Microsoft’s Next Era

As reported on TechCrunch.

by AARON LEVIE

LevieMSFT

Editor’s note: Aaron Levie is CEO and co-founder of Box. Follow him on Twitter @levie.

Moments like this happen only once a generation in the technology industry.

The announcement of Steve Ballmer’s retirement from his post as CEO of Microsoft puts an end to one of the most powerful and interesting “regimes” in technology history. Symbolically, this is likely the closing chapter of an era that was led by Bill Gates, then collectively by Gates and Ballmer, and then more recently just Ballmer. We think of these as distinct periods, but while Ballmer may not have had the technology visionary chops that famously defined Bill, much of what we saw from Microsoft in the 2000’s was a continuation of the strategy that defined the company in the 90’s.

The story of Microsoft under Steve Ballmer can be told in two very different ways. The one that took center stage in the public eye narrated Microsoft’s slow response to emerging, low-end software disruptors like Google Apps and Amazon Web Services; a missed mobile-device wave led by Apple and Google, which dramatically weakened the Microsoft monopoly; and a series of failed service launches like the Zune, Windows Vista, and more.

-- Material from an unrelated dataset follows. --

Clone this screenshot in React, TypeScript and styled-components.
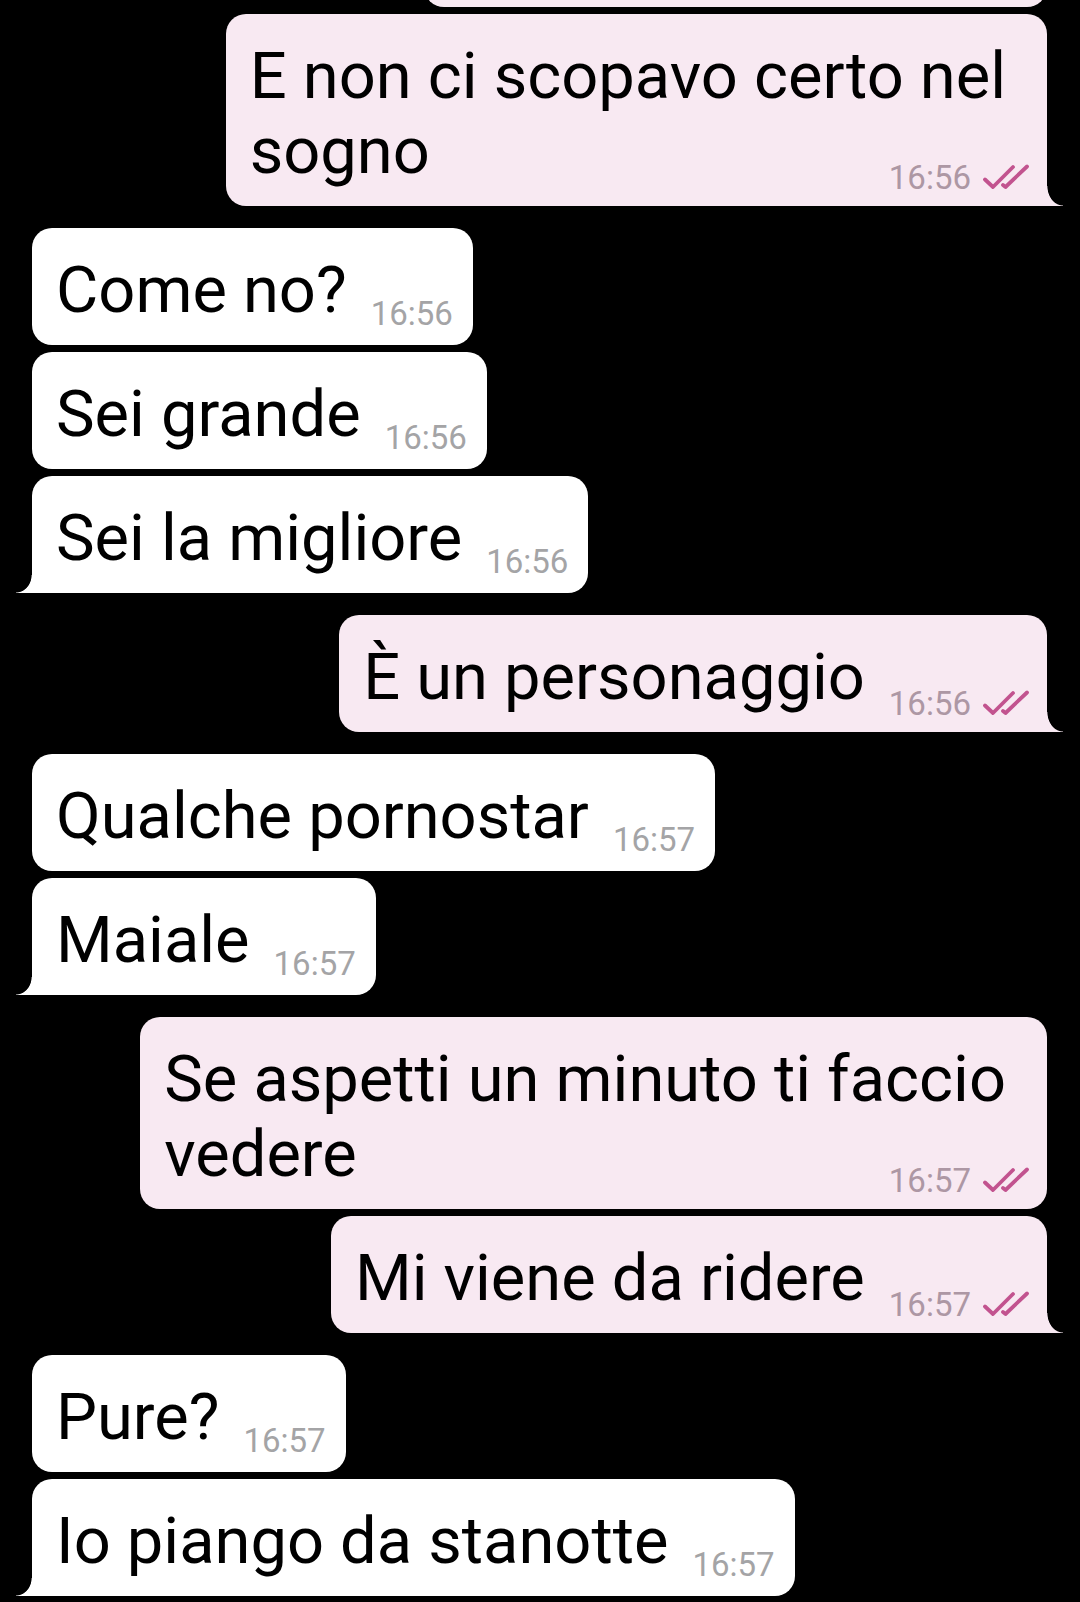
import React from "react";
import styled, { createGlobalStyle, css } from "styled-components";

const GlobalStyle = createGlobalStyle`
  html, body {
    margin: 0;
    padding: 0;
    background: #000;
  }
  body {
    font-family: Roboto, "Noto Sans", "Liberation Sans", sans-serif;
    overflow: hidden;
    -webkit-font-smoothing: antialiased;
  }
`;

const SENT_BG = "#f8e9f2";
const RECV_BG = "#ffffff";
const TICK = "#c2538f";

const Screen = styled.div`
  width: 1080px;
  height: 1602px;
  overflow: hidden;
  background: #000;
`;

const Thread = styled.div`
  display: flex;
  flex-direction: column;
  gap: 22px;
  margin-top: -110px;
  padding: 0 33px 0 32px;
`;

const Group = styled.div<{ $out: boolean }>`
  display: flex;
  flex-direction: column;
  align-items: ${(p) => (p.$out ? "flex-end" : "flex-start")};
  gap: 7px;
`;

const Bubble = styled.div<{ $out: boolean; $tail?: boolean; $stacked?: boolean }>`
  position: relative;
  box-sizing: border-box;
  background: ${(p) => (p.$out ? SENT_BG : RECV_BG)};
  border-radius: 20px;
  padding: 25px ${(p) => (p.$out ? 18 : 20)}px 12px 24px;
  ${(p) =>
    p.$stacked
      ? css`
          display: grid;
          & > * {
            grid-area: 1 / 1;
          }
        `
      : css`
          display: flex;
          align-items: flex-end;
          gap: 24px;
        `}
  ${(p) =>
    p.$tail &&
    (p.$out
      ? css`
          border-bottom-right-radius: 0;
          &::after {
            content: "";
            position: absolute;
            right: -16px;
            bottom: 0;
            width: 16px;
            height: 20px;
            background: radial-gradient(16px 20px at 100% 0, transparent 95%, ${SENT_BG} 100%);
          }
        `
      : css`
          border-bottom-left-radius: 0;
          &::after {
            content: "";
            position: absolute;
            left: -16px;
            bottom: 0;
            width: 16px;
            height: 18px;
            background: radial-gradient(16px 18px at 0 0, transparent 95%, ${RECV_BG} 100%);
          }
        `)}
`;

const PartialBubble = styled(Bubble)`
  width: 623px;
  height: 117px;
`;

const Text = styled.div<{ $stacked?: boolean }>`
  font-size: 65px;
  line-height: 75px;
  color: #000;
  white-space: nowrap;
  margin-bottom: 5px;
  padding-right: ${(p) => (p.$stacked ? 23 : 0)}px;
`;

const Meta = styled.div<{ $out: boolean }>`
  display: flex;
  align-items: flex-end;
  gap: 12px;
  justify-self: end;
  align-self: end;
  font-size: 33px;
  line-height: 32px;
  white-space: nowrap;
  color: ${(p) => (p.$out ? "#ad97a4" : "#a4a4a6")};
  margin-bottom: ${(p) => (p.$out ? 0 : 3)}px;
`;

const Ticks = styled.svg`
  width: 46px;
  height: 25px;
  flex: none;
  margin-bottom: 5px;
`;

const DoubleTick = () => (
  <Ticks viewBox="0 0 46 25" fill="none">
    <path
      d="M2 15.5 L10 23 L30 3"
      stroke={TICK}
      strokeWidth="3.8"
      strokeLinecap="round"
      strokeLinejoin="round"
    />
    <path
      d="M20 21 L22.5 23 L44 2.5"
      stroke={TICK}
      strokeWidth="3.8"
      strokeLinecap="round"
      strokeLinejoin="round"
    />
  </Ticks>
);

type Msg = { lines: string[]; time: string; tail?: boolean };
type Grp = { out: boolean; msgs: Msg[] };

const groups: Grp[] = [
  {
    out: true,
    msgs: [
      { lines: ["E non ci scopavo certo nel", "sogno"], time: "16:56", tail: true },
    ],
  },
  {
    out: false,
    msgs: [
      { lines: ["Come no?"], time: "16:56" },
      { lines: ["Sei grande"], time: "16:56" },
      { lines: ["Sei la migliore"], time: "16:56", tail: true },
    ],
  },
  {
    out: true,
    msgs: [{ lines: ["È un personaggio"], time: "16:56", tail: true }],
  },
  {
    out: false,
    msgs: [
      { lines: ["Qualche pornostar"], time: "16:57" },
      { lines: ["Maiale"], time: "16:57", tail: true },
    ],
  },
  {
    out: true,
    msgs: [
      { lines: ["Se aspetti un minuto ti faccio", "vedere"], time: "16:57" },
      { lines: ["Mi viene da ridere"], time: "16:57", tail: true },
    ],
  },
  {
    out: false,
    msgs: [
      { lines: ["Pure?"], time: "16:57" },
      { lines: ["Io piango da stanotte"], time: "16:57", tail: true },
    ],
  },
];

export default function App() {
  return (
    <Screen>
      <GlobalStyle />
      <Thread>
        {groups.map((g, gi) => (
          <Group key={gi} $out={g.out}>
            {gi === 0 && <PartialBubble $out aria-hidden="true" />}
            {g.msgs.map((m, mi) => {
              const stacked = m.lines.length > 1;
              return (
                <Bubble key={mi} $out={g.out} $tail={m.tail} $stacked={stacked}>
                  <Text $stacked={stacked}>
                    {m.lines.map((l, li) => (
                      <React.Fragment key={li}>
                        {li > 0 && <br />}
                        {l}
                      </React.Fragment>
                    ))}
                  </Text>
                  <Meta $out={g.out}>
                    <span>{m.time}</span>
                    {g.out && <DoubleTick />}
                  </Meta>
                </Bubble>
              );
            })}
          </Group>
        ))}
      </Thread>
    </Screen>
  );
}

The other version of the story is the lesser told of the two. Microsoft more than tripled its annual revenue under Ballmer, from $22 billion annually when he took over to $78 billion when he announced his departure. It was with Ballmer at the helm that Microsoft also began to embrace the cloud, launching successful online services and platforms like Office 365 and Azure, and purchasing compelling technologies and companies like Skype and Yammer. Microsoft’s negligible market share in search grew to 30 percent through clever maneuvers like securing all of Yahoo and Facebook’s search traffic. Microsoft also secured the only corporate investment ever made in Facebook. Under Ballmer, Microsoft even began to embrace open source and other competing platforms.

However, in this binary world where you’re either up or you’re down, we must have losers to bolster our winners. Even during the peak of its recent successes, the stock market voted that Microsoft was not the victor.

MICROSOFT NEEDS TO RECOGNIZE THAT THE WORLD HAS BECOME FAR MORE HETEROGENEOUS AND CHOICE-DRIVEN THAN EVER.

What explains this? The answer lies in a stale strategy that often refused to acknowledge the new realities of a changed marketplace. Today, the Department of Justice is about as worried about a Redmond monopoly as the State Department is about Canada. Microsoft doesn’t wield the same kind of control it once did over the developer ecosystem, and overall that’s a good thing, both for the marketplace and ultimately for the company’s own posterity. Choice drives competition, and competition drives innovation. Apple producing better devices gets Google producing better operating systems, and so on. Microsoft needs to recognize that the world has become far more heterogeneous and choice-driven than ever.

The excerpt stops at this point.